While Gacaca courts prosecuted murder and rape they didn’t the crime of non-intervention, and so under the policy of the community courts non-intervention was no longer necessarily one of guilt. These courts also shifted guilt and the responsibility for a crime, from mass action to the individual.
Crimes during the mass killing of the genocide were no longer abstract or collective but personal. While many of the Hutu were found guilty, many were found innocent and were freed from the condemnation of collective guilt.
The Gacaca courts present a challenge to academic studies, and what is often an intellectual or judicial tendency to categorize and perceive through the application of abstractions. The community level courts were more realistic and humane than the courts of international law? Possibly so. But then they were addressing the people who as victim, killer or bystander, were the objects of a planned and prepared-for national atrocity.

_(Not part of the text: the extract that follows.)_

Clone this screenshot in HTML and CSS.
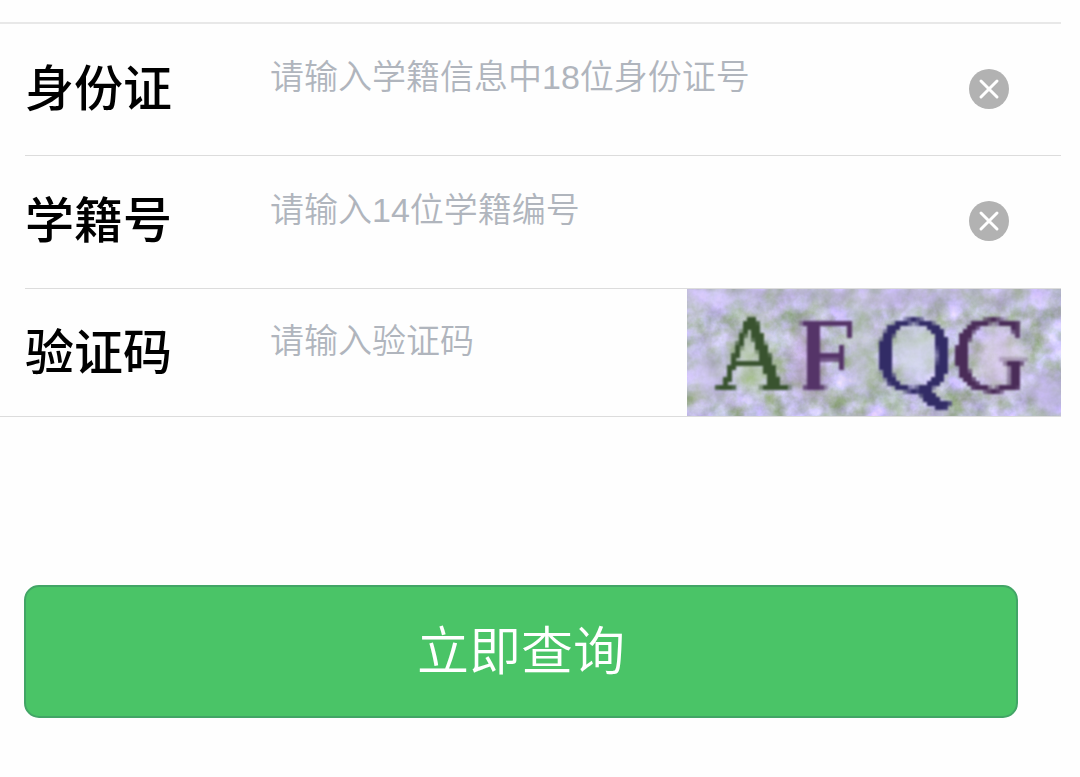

This focusing of attention on the bystander element of genocide may help many North Americans reconsider our own relationship to guilt, the ultimate price of silence, the relationship between our morality and what happens about us, realizing that despite the tremendous social pressures programming us by schools, corporately funded universities, from media, from history, by conformity and each other, we deserve to be judged for how we’ve responded to the crimes against others.